Edmonton Criminal Lawyer Ziv > Intoxylizer Operation

Approved Screening Devices

Approved Screening Device

 

Calibration Logs

For many years I have been thinking about ways to challenge approved screening devices “ASD”.  In R. v. Black 2011 ABCA 349 I was a able to take a case all the way up to the Alberta Court of Appeal on a very interesting issue. I suggested that I was entitled to copies of calibration logs for the devices. At that time every two weeks the approved screening devices were calibrated before being used in service.

When one examined the logs it appeared that the devices they were using then the Intoxylizer 400D  were very unstable. In other words calibration records showed that the devices were sometimes off by as much as 30%. Practically what this meant is that someone with a Blood Alcohol Level of only 70 mg was being arrested because the ASD thought they were 100 mg. This I argued was akin to an arbitrary detention.

The Albert Court of Appeal said that the defence were not always entitled to the logs in a 2:1 decision. The logs were not relevant unless the officer knew the device was faulty. The officer could rather ely on a calibration sticker on the device itself. The exception to this rule was if the calibrator was also the investigating officer. Then the logs were producible.

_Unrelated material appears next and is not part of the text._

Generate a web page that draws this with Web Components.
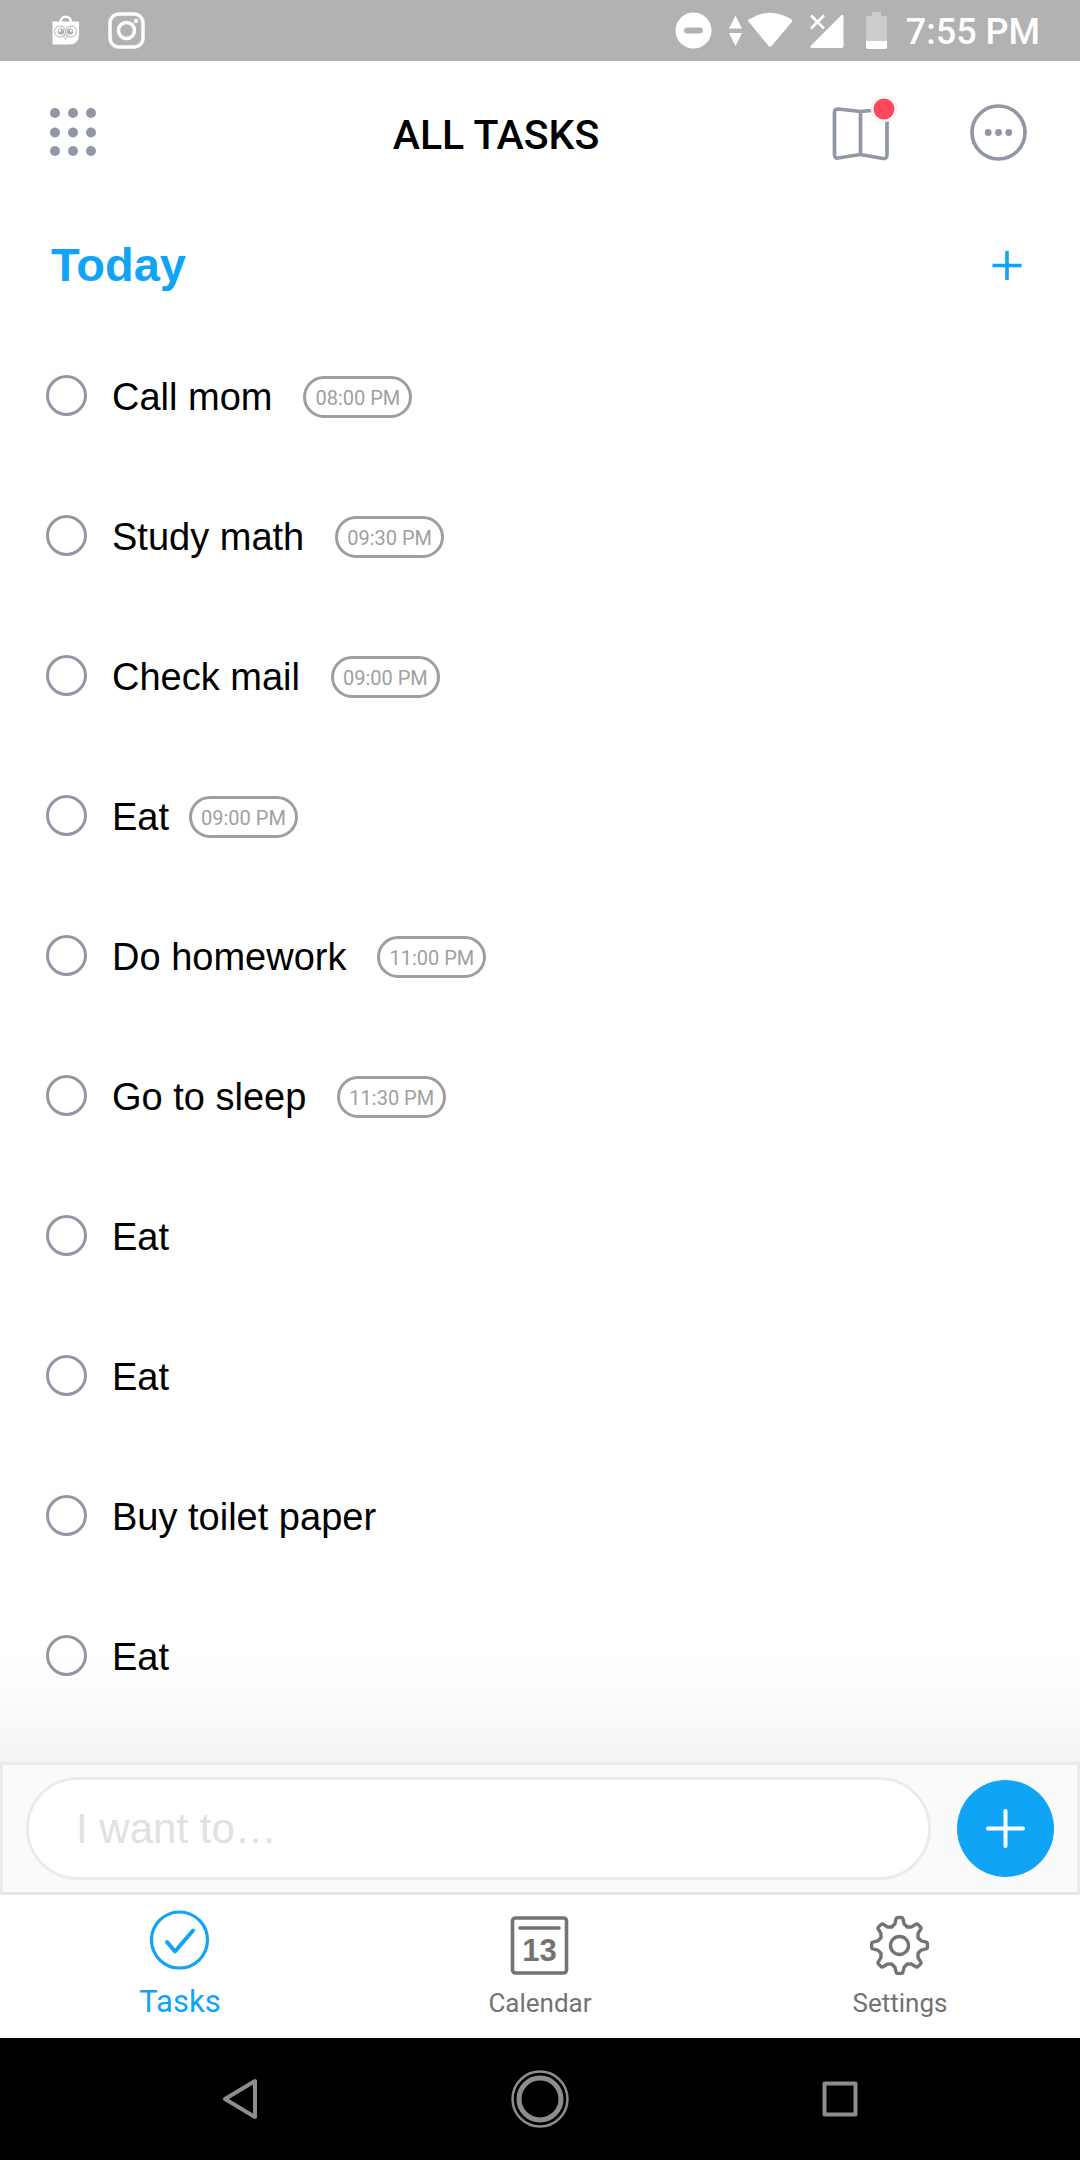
<!DOCTYPE html>
<html lang="en">
<head>
<meta charset="utf-8">
<meta name="viewport" content="width=device-width">
<title>All Tasks</title>
<style>
  html, body { margin: 0; height: 100%; background: #fff; }
</style>
</head>
<body>
<tasks-app></tasks-app>
<script>
const define = (name, html, setup) => {
  const template = document.createElement('template');
  template.innerHTML = html;
  customElements.define(name, class extends HTMLElement {
    constructor() {
      super();
      this.attachShadow({ mode: 'open' }).append(template.content.cloneNode(true));
    }
    connectedCallback() { if (setup) setup(this, this.shadowRoot); }
  });
};

const reset = `
  :host, *, *::before { box-sizing: border-box; }
  svg { display: block; }
  button { border: 0; padding: 0; margin: 0; background: none; font: inherit; color: inherit; display: block; }
`;

/* Android status bar */
define('status-bar', `
<style>${reset}
  :host { display: flex; justify-content: space-between; align-items: center; height: 61px; padding: 0 40px 0 52px; background: #b2b2b2; color: #fff; }
  div { display: flex; align-items: center; }
  .left { gap: 28px; }
  time { font: 500 36px/44px Roboto, sans-serif; padding-top: 3px; margin-left: 19px; }
  .dnd { margin-right: 16px; }
  .wifi { margin-right: 16px; }
  .signal { margin-right: 22px; }
</style>
<div class="left">
  <svg width="28" height="37" viewBox="0 0 28 37" fill="none">
    <path d="M8.5 10C8.500 3 19 3 19 10" stroke="#fff" stroke-width="2.500"/>
    <path d="M.5 9.500h26.500v13q0 10-10 10H.5z" fill="#fff"/>
    <circle cx="8" cy="19.500" r="5.500" stroke="#b2b2b2"/><circle cx="19" cy="19.500" r="5.500" stroke="#b2b2b2"/>
    <circle cx="9" cy="19.500" r="3.200" fill="#b2b2b2"/><circle cx="18" cy="19.500" r="3.200" fill="#b2b2b2"/>
    <circle cx="8" cy="18.500" r="1.200" fill="#fff"/><circle cx="19" cy="18.500" r="1.200" fill="#fff"/>
    <path d="M11.500 24.500l2-1.200 2 1.200-2 3z" stroke="#b2b2b2" stroke-width=".8"/>
  </svg>
  <svg width="37" height="37" viewBox="0 0 37 37" fill="none" stroke="#fff" stroke-width="3.500">
    <rect x="2" y="2" width="33" height="33" rx="9"/><circle cx="18.500" cy="18.500" r="8"/>
    <circle cx="28" cy="9" r="2.200" fill="#fff" stroke="none"/>
  </svg>
</div>
<div>
  <svg class="dnd" width="37" height="37" viewBox="0 0 37 37"><circle cx="18.500" cy="18.500" r="18" fill="#fff"/><rect x="9" y="15.500" width="19" height="6" rx="3" fill="#b2b2b2"/></svg>
  <svg class="wifi" width="66" height="37" viewBox="0 0 66 37" fill="#fff">
    <path d="M7.500 3.500L14 16.500H1zM1 21h13L7.500 34z"/>
    <path d="M20.500 9.500q-1-1 0-2Q42-6 63.500 7.500q1.500 1 .5 2.200L43.500 34q-1.500 1.500-3 0z"/>
  </svg>
  <svg class="signal" width="34" height="37" viewBox="0 0 34 37" fill="#fff">
    <path d="M31 3.500q2-1.500 2.500.5v30q0 2-2 2H1.500q-2-.5-.5-2.500z"/><path d="M1 3.500l13 13M14 3.500l-13 13" stroke="#fff" stroke-width="2.500"/>
  </svg>
  <svg width="21" height="37" viewBox="0 0 21 37">
    <path d="M6 0h9v4h4q2 0 2 2v23H0V6q0-2 2-2h4z" fill="#ccc"/><path d="M0 29h21v6q0 2-2 2H2q-2 0-2-2z" fill="#fff"/>
  </svg>
  <time>7:55 PM</time>
</div>`);

define('app-header', `
<style>${reset}
  :host { display: flex; align-items: center; height: 143px; padding: 0 52px 0 50px; color: #9197a4; }
  h1 { flex: 1; margin: 0; padding: 5px 0 0 64px; font: 500 41px/54px Roboto, sans-serif; color: #000; text-align: center; }
  .actions { display: flex; align-items: center; gap: 80px; }
  .actions, .menu { flex: none; }
  .book { position: relative; }
  .badge { position: absolute; top: -10px; right: -9px; }
</style>
<button class="menu" aria-label="Menu">
  <svg width="46" height="57" viewBox="0 0 46 57" fill="currentColor">
    <circle cx="5" cy="9" r="5"/><circle cx="23" cy="9" r="5"/><circle cx="41" cy="9" r="5"/>
    <circle cx="5" cy="28.500" r="5"/><circle cx="23" cy="28.500" r="5"/><circle cx="41" cy="28.500" r="5"/>
    <circle cx="5" cy="47" r="5"/><circle cx="23" cy="47" r="5"/><circle cx="41" cy="47" r="5"/>
  </svg>
</button>
<h1><slot></slot></h1>
<div class="actions">
  <button class="book" aria-label="Moments">
    <svg width="58" height="57" viewBox="0 0 58 57" fill="none" stroke="currentColor" stroke-width="3.700" stroke-linejoin="round">
      <path d="M28.500 7.500L6 5Q2.500 5 2.500 8.500v42Q2.500 54.500 6 54L28.500 50.500 51 54.500q4 .5 4-3.500V8.500Q55 5 51 5.500zM28.500 8v42.500"/>
    </svg>
    <svg class="badge" width="30" height="30" viewBox="0 0 30 30"><circle cx="15" cy="15" r="13" fill="#fff" stroke="#ffd5da" stroke-width=".6"/><circle cx="15" cy="15" r="10.500" fill="#ff475d"/></svg>
  </button>
  <button aria-label="More">
    <svg width="58" height="57" viewBox="0 0 58 57" fill="currentColor">
      <circle cx="28.500" cy="28.500" r="26.500" fill="none" stroke="currentColor" stroke-width="3.700"/>
      <circle cx="18.200" cy="28.500" r="3.400"/><circle cx="28.500" cy="28.500" r="3.400"/><circle cx="38.800" cy="28.500" r="3.400"/>
    </svg>
  </button>
</div>`);

define('task-section', `
<style>${reset}
  :host { display: block; flex: 1; }
  header { display: flex; align-items: center; justify-content: space-between; height: 121px; padding: 0 58px 0 51px; color: #10a4f6; }
  h2 { margin: 0; font: 700 47px/56px "Liberation Sans", sans-serif; }
</style>
<header><h2><slot name="title"></slot></h2>
  <button aria-label="Add task for today"><svg width="30" height="30" viewBox="0 0 30 30" stroke="currentColor" stroke-width="3.600"><path d="M0.500 15.500h29M15 1v29"/></svg></button>
</header>
<div role="list"><slot></slot></div>`);

define('task-item', `
<style>${reset}
  :host { display: flex; align-items: center; height: 140px; padding: 0 46px; }
  input { appearance: none; width: 41px; height: 41px; margin: 0; border: 3px solid #9197a4; border-radius: 50%; flex: none; }
  input:checked { background: #10a4f6; }
  label { padding: 3px 0 0 25px; font: 38px/44px "Liberation Sans", sans-serif; color: #000; }
  .wide { padding-right: 11px; }
  time { margin: 3px 0 0 20px; padding: 0 9px; height: 42px; border: 3px solid #9e9e9e; border-radius: 21px; font: 20px/38px Roboto, sans-serif; color: #a0a0a0; }
</style>
<input type="checkbox" id="done"><label for="done"><slot></slot></label><time></time>`,
(host, root) => {
  host.setAttribute('role', 'listitem');
  const time = root.querySelector('time');
  const at = host.getAttribute('time');
  if (at) time.textContent = at; else time.remove();
  root.querySelector('label').classList.toggle('wide', host.textContent.includes(' '));
});

define('task-composer', `
<style>${reset}
  :host { display: block; }
  .shade { height: 120px; margin-top: -120px; background: linear-gradient(rgba(0,0,0,0), rgba(0,0,0,.011) 40%, rgba(0,0,0,.045)); position: relative; pointer-events: none; }
  form { display: flex; align-items: center; gap: 26px; height: 133px; margin: 0; padding: 0 23px; background: #fafafa; border: 3px solid #ebebeb; border-bottom-color: #e5e5e5; }
  input { flex: 1; min-width: 0; height: 103px; padding: 0 47px; border: 3px solid #ebebeb; border-radius: 52px; background: #fff; font: 42px/48px "Liberation Sans", sans-serif; color: #000; }
  input::placeholder { color: #e1e1e1; opacity: 1; }
  form button { width: 97px; height: 97px; border-radius: 50%; background: #10a4f6; display: grid; place-items: center; }
</style>
<div class="shade"></div>
<form>
  <input type="text" placeholder="I want to…" aria-label="New task">
  <button type="button" aria-label="Add task"><svg width="39" height="39" viewBox="0 0 39 39" stroke="#fff" stroke-width="4" stroke-linecap="round"><path d="M2 19.500h35M19.500 2v35"/></svg></button>
</form>`);

define('tab-link', `
<style>${reset}
  :host { display: block; flex: 1; }
  a { display: flex; flex-direction: column; align-items: center; justify-content: flex-end; height: 143px; padding-bottom: 17px; text-decoration: none; color: #737373; font: 26px/36px Roboto, sans-serif; gap: 10px; }
  :host([active]) a { color: #10a4f6; font-size: 31px; padding-bottom: 18px; gap: 14px; }
</style>
<a href="#"><slot name="icon"></slot><slot></slot></a>`);

define('tab-bar', `
<style>${reset}
  :host { display: block; }
  nav { display: flex; background: #fff; }
  text { font: 700 31px "Liberation Sans", sans-serif; }
</style>
<nav>
  <tab-link active><svg slot="icon" width="60" height="60" viewBox="0 0 60 60" fill="none" stroke="currentColor" stroke-width="3.200"><circle cx="29.500" cy="30" r="28"/><path d="M17 32l8 9.500L43 20.500" stroke-width="4" stroke-linecap="round" stroke-linejoin="round"/></svg>Tasks</tab-link>
  <tab-link><svg slot="icon" width="60" height="60" viewBox="0 0 60 60" fill="none" stroke="currentColor" stroke-width="3.600"><rect x="2.500" y="3" width="54" height="55" rx="3"/><path d="M10 13h39" stroke-linecap="round"/><text x="29.500" y="46" text-anchor="middle" fill="currentColor" stroke="none">13</text></svg>Calendar</tab-link>
  <tab-link><svg slot="icon" id="gear" width="60" height="60" viewBox="0 0 60 60" fill="none" stroke="currentColor" stroke-width="3.400" stroke-linejoin="round"><path/><circle cx="29.500" cy="30.500" r="9"/></svg>Settings</tab-link>
</nav>`,
(host, root) => {
  /* eight rounded teeth around the hub */
  const point = (deg, r) => {
    const a = deg * Math.PI / 180;
    return (29.5 + r * Math.sin(a)).toFixed(2) + ' ' + (30.5 - r * Math.cos(a)).toFixed(2);
  };
  let d = '';
  for (let i = 0; i < 8; i++) {
    const c = i * 45;
    d += (i ? 'L' : 'M') + point(c - 14, 21.7) + 'Q' + point(c - 11, 22) + ' ' + point(c - 10, 24)
      + 'L' + point(c - 8, 26) + 'Q' + point(c - 7, 28) + ' ' + point(c - 4, 28) + 'L' + point(c + 4, 28)
      + 'Q' + point(c + 7, 28) + ' ' + point(c + 8, 26) + 'L' + point(c + 10, 24)
      + 'Q' + point(c + 11, 22) + ' ' + point(c + 14, 21.7) + 'L' + point(c + 22.5, 20);
  }
  root.querySelector('#gear path').setAttribute('d', d + 'Z');
});

define('system-nav', `
<style>${reset}
  :host { display: flex; justify-content: space-around; align-items: center; height: 122px; padding: 0 90px; background: #000; color: #8d8d8d; }
  svg { fill: none; stroke: currentColor; }
</style>
<button aria-label="Back"><svg width="60" height="60" viewBox="0 0 60 60" stroke-width="4" stroke-linejoin="round"><path d="M45 12v36L15 30z"/></svg></button>
<button aria-label="Home"><svg width="60" height="60" viewBox="0 0 60 60"><circle cx="30" cy="30" r="27.500" stroke-width="2.500"/><circle cx="30" cy="30" r="21" stroke-width="5"/></svg></button>
<button aria-label="Recents"><svg width="60" height="60" viewBox="0 0 60 60" stroke-width="4" stroke-linejoin="round"><rect x="14.500" y="14.500" width="31" height="31"/></svg></button>`);

define('tasks-app', `
<style>
  :host { display: flex; flex-direction: column; min-height: 100vh; background: #fff; }
</style>
<status-bar></status-bar>
<app-header>ALL TASKS</app-header>
<task-section>
  <span slot="title">Today</span>
  <task-item time="08:00 PM">Call mom</task-item>
  <task-item time="09:30 PM">Study math</task-item>
  <task-item time="09:00 PM">Check mail</task-item>
  <task-item time="09:00 PM">Eat</task-item>
  <task-item time="11:00 PM">Do homework</task-item>
  <task-item time="11:30 PM">Go to sleep</task-item>
  <task-item>Eat</task-item>
  <task-item>Eat</task-item>
  <task-item>Buy toilet paper</task-item>
  <task-item>Eat</task-item>
</task-section>
<task-composer></task-composer>
<tab-bar></tab-bar>
<system-nav></system-nav>`);
</script>
</body>
</html>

In any event, shortly after this decision I then argued that if I wasn’t allowed the logs then I was entitled to see the calibration sticker on the ASD. I won a case when this wasn’t provided to me using the Court of Appeal’s reasoning in Black.

Waiting Time

Another very useful decision I came across recently was R. v. Bergen 2014 M.J. No 122. I suggest every impaired driving lawyer have this case handy.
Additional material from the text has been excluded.